This is a follow-up to my talk at the UCISA 2011 management conference about the Google Apps experience at Loughborough University. For a quick overview of our project to implement Google Apps, please see the “Loughborough Goes Google” Case Study.
In this post I’ll look at using a tool called the Value Stream Map (see Rother and Shook's excellent book, "Learning to See") to help you analyze where and how much your existing business processes add value. I've chosen a scenario that illustrates the benefits of the move to Google quite nicely:
In this example an academic is setting their students coursework to be undertaken in small groups. As a lecturer it would be quite reasonable to want your students to have a shared file space to collaborate on their project, and a mailing list to use to communicate with each other. In fairness I should note that we are in reality rarely asked to create both a shared space and a mailing list for student groups - this combination is more common for staff.
If Value Stream Mapping is new to you, the diagram above illustrates the process (in this case, creating the group shared collaboration facility), breaks it down into its constituent parts (showing which groups or teams are responsible for each stage) and gives an indication of how time is likely to be spent. The square wave notation indicates where value is being added (top of the wave) versus "wasted" time that doesn't add value (bottom of the wave). The Japanese term "muda" is often used when referring to the latter - this whole approach originated in Toyota.
If you have good eyesight you will see that the time spent “adding value” in my example is quite small, but large amounts of time are lost due to waiting for someone to do something. From the organization's point of view this is perfectly reasonable - we don't operate an out of hours Service Desk like NorMAN at present, for example. I’ll also note that this is depicted as a serial process because the work of one team largely depends on the outputs of the previous team. More prosaically, our current Service Desk system requires a case to be assigned to one person and one “queue” (queues are loosely equivalent to teams) at a time.
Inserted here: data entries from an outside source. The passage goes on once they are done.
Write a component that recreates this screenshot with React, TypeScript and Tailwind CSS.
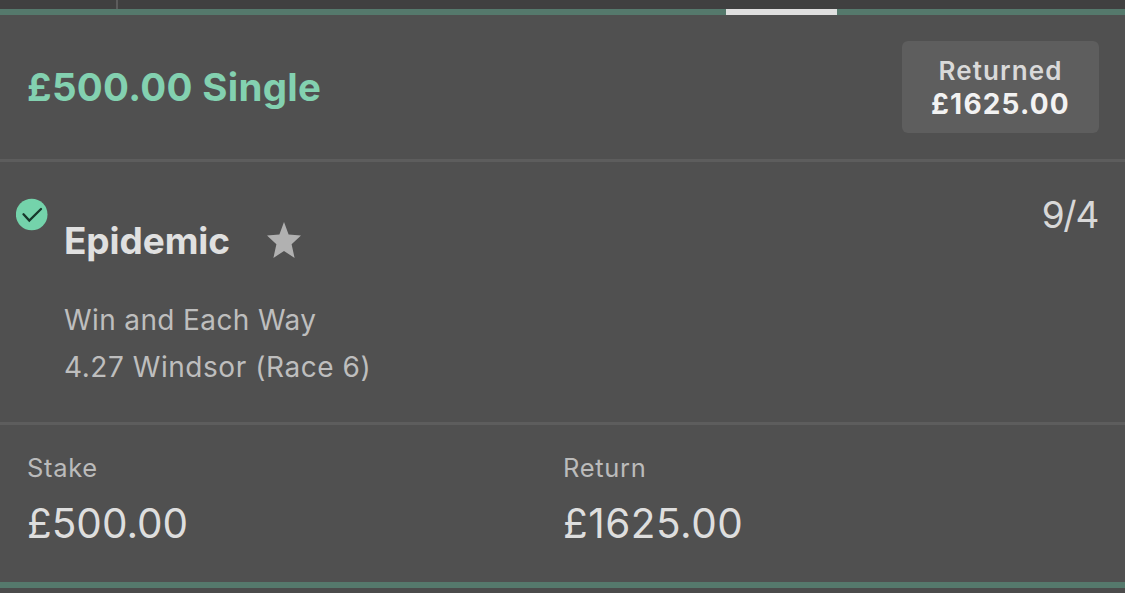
import React from 'react';

interface Bet {
  stake: string;
  type: string;
  returned: string;
  selection: string;
  odds: string;
  market: string;
  event: string;
}

const bet: Bet = {
  stake: '£500.00',
  type: 'Single',
  returned: '£1625.00',
  selection: 'Epidemic',
  odds: '9/4',
  market: 'Win and Each Way',
  event: '4.27 Windsor (Race 6)',
};

const WonIcon: React.FC = () => (
  <svg width="32" height="33" viewBox="0 0 32 33" fill="none" className="shrink-0">
    <circle cx="15.7" cy="16.5" r="15.8" fill="#74d3ab" />
    <path d="M7.5 16.3L13.3 22.6L25 11" stroke="#17382c" strokeWidth="2.3" strokeLinecap="round" />
  </svg>
);

const StarIcon: React.FC = () => (
  <svg width="34" height="36" viewBox="0 0 34 36" className="mb-0.5 shrink-0">
    <path
      d="M17 0L21.6 12.4L34 13.4L24.6 22.2L27.6 36L17 28.9L6.4 36L9.4 22.2L0 13.4L12.4 12.4Z"
      fill="#b1b1b1"
    />
  </svg>
);

const Amount: React.FC<{ label: string; children: React.ReactNode }> = ({ label, children }) => (
  <div className="w-[536px]">
    <div className="text-[25.5px] leading-[36px] tracking-[0.7px] text-[#bbbbbb]">{label}</div>
    <div className="mt-[13px] text-[40.5px] leading-[50px]">{children}</div>
  </div>
);

const App: React.FC = () => {
  return (
    <div className="h-[593px] w-full overflow-hidden bg-[#505050] font-['Inter',sans-serif]">
      <div className="flex h-[9px] bg-[#404040]">
        <div className="w-[118px] border-r-2 border-[#5c5c5c]" />
      </div>
      <div className="h-1.5 bg-[#55796c] pl-[726px]">
        <div className="h-full w-[111px] bg-[#dfdfdf]" />
      </div>

      <header className="flex h-[147px] justify-between border-b-3 border-[#5d5d5d] pl-[27px] pr-[26px] pt-[26px]">
        <h1 className="h-[92px] text-[38.5px] font-bold leading-[92px] tracking-[0.3px] text-[#83d1b0]">
          {bet.stake} {bet.type}
        </h1>
        <div className="flex h-[92px] w-[197px] flex-col items-center rounded-md bg-[#5e5e5e] pt-3">
          <span className="text-[26px] font-semibold leading-[35px] tracking-[1.1px] text-[#d9d9d9]">Returned</span>
          <span className="text-[28px] font-bold leading-[33px] tracking-[1.2px] text-[#f2f2f2]">{bet.returned}</span>
        </div>
      </header>

      <section className="flex h-[263px] border-b-3 border-[#5d5d5d] pl-4 pr-[27px] pt-9">
        <WonIcon />
        <div className="ml-4 mt-[18px] flex-1">
          <div className="flex h-[50px] items-center gap-[38px]">
            <h2 className="w-[165px] text-[37px] font-bold leading-[50px] tracking-[-0.1px] text-[#e0e0e0]">
              {bet.selection}
            </h2>
            <StarIcon />
          </div>
          <div className="mt-[31px] text-[28px] leading-[47px] text-[#bebebe]">
            <p className="tracking-[0.38px]">{bet.market}</p>
            <p className="tracking-[0.55px]">{bet.event}</p>
          </div>
        </div>
        <div className="-mt-1 text-[37px] leading-[42px] tracking-[-1.3px] text-[#d8d8d8]">{bet.odds}</div>
      </section>

      <footer className="flex h-[157px] pl-[27px] pt-[25px]">
        <Amount label="Stake">
          <span className="text-[#dedede]">{bet.stake}</span>
        </Amount>
        <Amount label="Return">
          <span className="tracking-[0.5px] text-[#dedede]">{bet.returned}</span>
        </Amount>
      </footer>
      <div className="h-1.5 bg-[#55796c]" />
      <div className="h-[5px] bg-[#4b4b4b]" />
    </div>
  );
};

export default App;
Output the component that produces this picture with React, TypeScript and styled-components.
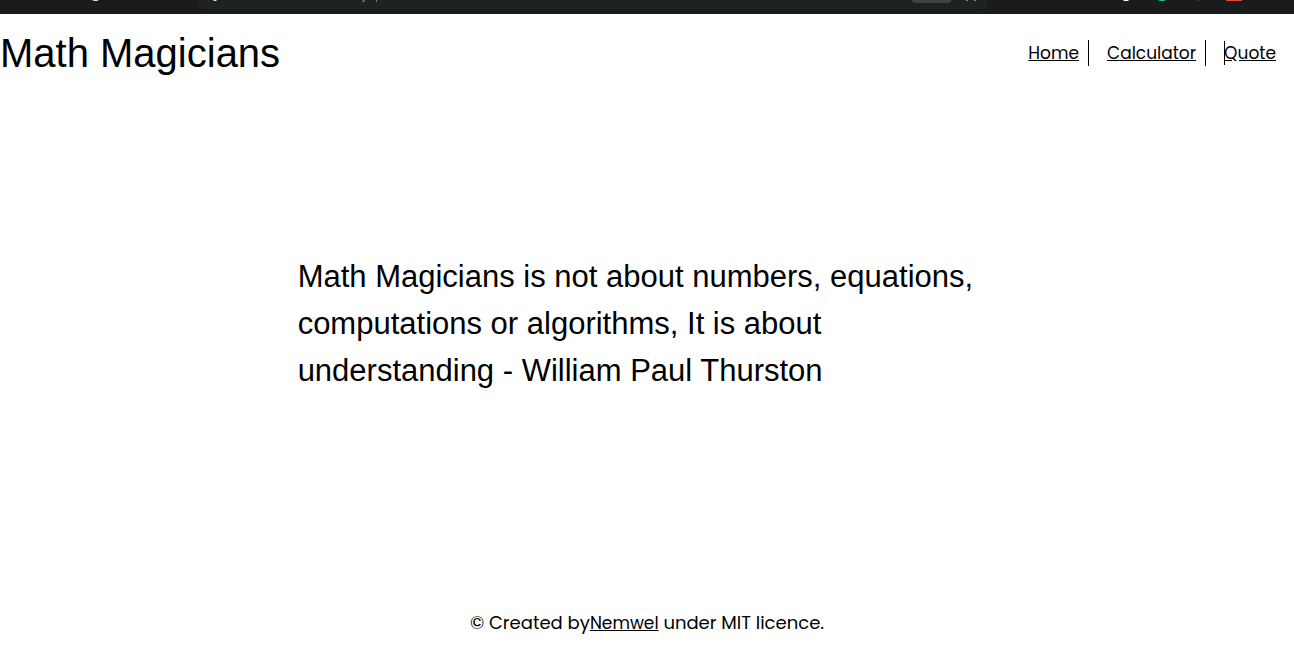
import React from 'react';
import styled, { createGlobalStyle } from 'styled-components';

const GlobalStyle = createGlobalStyle`
  *, *::before, *::after { box-sizing: border-box; }
  body {
    margin: 0;
    background: #fff;
    color: #000;
    font-family: "Liberation Sans", Arial, sans-serif;
  }
`;

const textFont = 'Poppins, Inter, sans-serif';

const Page = styled.div`
  display: flex;
  flex-direction: column;
  min-height: 100vh;
`;

const BrowserEdge = styled.div`
  display: flex;
  align-items: flex-start;
  height: 14px;
  background: #1a1b1d;
`;

const TabSide = styled.div`
  width: 198px;
  height: 9px;
`;

const AddressBar = styled.div`
  display: flex;
  justify-content: space-between;
  flex: 1;
  height: 9px;
  border-radius: 0 0 4px 4px;
  background: #1e2223;
`;

const AddressTools = styled.div`
  display: flex;
  gap: 15px;
  padding-right: 7px;
`;

const Chip = styled.div`
  width: 39px;
  height: 3px;
  border-radius: 0 0 3px 3px;
  background: #404344;
`;

const ExtensionSide = styled.div`
  width: 307px;
  height: 9px;
`;

const Marks = styled.svg`
  display: block;
`;

const Header = styled.header`
  display: flex;
  align-items: center;
  justify-content: space-between;
  height: 78px;
  padding-right: 18px;
`;

const Title = styled.h1`
  margin: 0;
  font-size: 40px;
  font-weight: 400;
  line-height: 48px;
`;

const NavList = styled.ul`
  display: flex;
  gap: 18px;
  margin: 0;
  padding: 0;
  list-style: none;
`;

const NavItem = styled.li<{ $divided?: boolean }>`
  position: relative;
  padding-right: ${({ $divided }) => ($divided ? '9px' : '0')};
  border-right: ${({ $divided }) => ($divided ? '1px solid #000' : '0')};
  font-family: ${textFont};
  font-size: 18px;
  line-height: 26px;
`;

const TextLink = styled.a`
  color: #000;
  font-size: 17px;
  text-decoration: underline;
`;

const Caret = styled.span`
  position: absolute;
  top: 1px;
  left: 0;
  width: 1px;
  height: 24px;
  background: #000;
`;

const Main = styled.main`
  display: flex;
  flex: 1;
  align-items: center;
  justify-content: center;
`;

const Quote = styled.p`
  width: 54%;
  margin: 0;
  font-size: 31px;
  line-height: 47px;
`;

const Footer = styled.footer`
  padding: 56px 0 32px;
  font-family: ${textFont};
  font-size: 18px;
  line-height: 26px;
  text-align: center;
`;

export default function App() {
  return (
    <Page>
      <GlobalStyle />
      <BrowserEdge aria-hidden="true">
        <TabSide>
          <Marks width="198" height="3">
            <path d="M92 0h7l-2 1h-3z" fill="#ddd" />
          </Marks>
        </TabSide>
        <AddressBar>
          <Marks width="200" height="3">
            <path d="M15 0h4l-1 1h-2z" fill="#ddd" />
            <path d="M165 0h2l-1 2h-2v-1h1zM178 0h1v2h-1z" fill="#777b80" />
          </Marks>
          <AddressTools>
            <Chip />
            <Marks width="14" height="3">
              <path d="M0 0h2v1h-2zM8 0h2v1h-2z" fill="#85888a" />
            </Marks>
          </AddressTools>
        </AddressBar>
        <ExtensionSide>
          <Marks width="307" height="3">
            <path d="M136 0h6l-1 1h-4z" fill="#f2f2f2" />
            <path d="M171 0h8l-2 1h-4z" fill="#15c39a" />
            <path d="M209 0h4v1h-4z" fill="#3b2a25" />
            <path d="M239 0h16v1h-16z" fill="#dd4b39" />
          </Marks>
        </ExtensionSide>
      </BrowserEdge>
      <Header>
        <Title>Math Magicians</Title>
        <nav>
          <NavList>
            <NavItem $divided><TextLink href="#home">Home</TextLink></NavItem>
            <NavItem $divided><TextLink href="#calculator">Calculator</TextLink></NavItem>
            <NavItem><Caret /><TextLink href="#quote">Quote</TextLink></NavItem>
          </NavList>
        </nav>
      </Header>
      <Main>
        <Quote>
          Math Magicians is not about numbers, equations, computations or
          algorithms, It is about understanding - William Paul Thurston
        </Quote>
      </Main>
      <Footer>
        © Created by<TextLink href="#nemwel">Nemwel</TextLink> under MIT licence.
      </Footer>
    </Page>
  );
}
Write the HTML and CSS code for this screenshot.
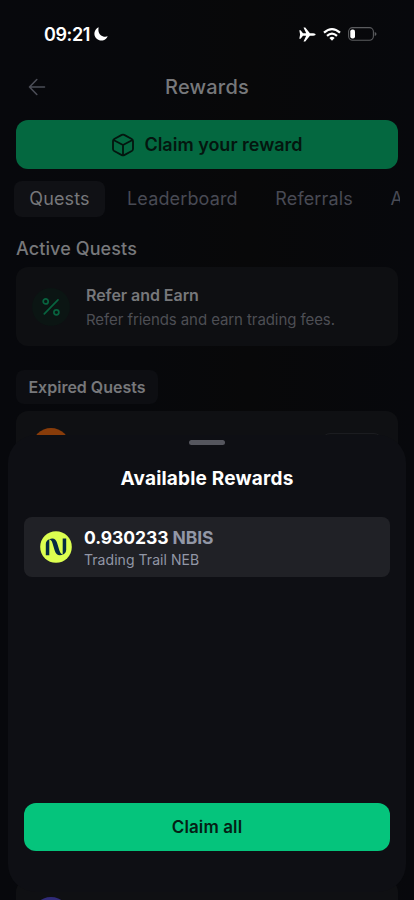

The upshot of all this is that it can be easy for a trivial request to take a significant length of time to resolve. In the diagram above our worst case scenario for resolution is 8 days, with only some ~35 minutes being spent doing anything which truly helps us to complete the task.
If you are doing Value Stream Mapping formally, the next step would be to create a map that showed your intended "future state". Obviously the ideal would be to eliminate as much of the "waste" as possible. In terms of IT systems, this is typically about removing the need for manual intervention and providing a self-service front end - ideally for the service user, so that the Service Desk is only involved if there is a problem.
Now let’s look at the equivalent process in Google Apps… A Google Group is a mailing list with a built-in archive and search facility. It also functions without any further work as a sharing target for things like Google Docs documents and folders and Google Calendar. So, how do we create a Group? It’s pretty simple:
Reflect on this for a moment – a task that might previously have taken as much as ten days can now be undertaken in a matter of minutes, and without the IT Service Desk having to be involved. This is pretty good news for all involved, particularly in the current climate of doing more with less.
Couldn't we have built something like this ourselves? Yes, we could - but it this is just one small part of the larger Google Apps proposition, and there is simply no way that we could build something internally that would offer more than a fraction of the capabilities of the full service. Innovation at the pace Google have been able to deliver it (~200 feature updates to the Google Apps service last year) is clearly not going to happen.
I hope the quick introduction to Value Stream Map has been interesting, and that you find it useful in analyzing your own processes.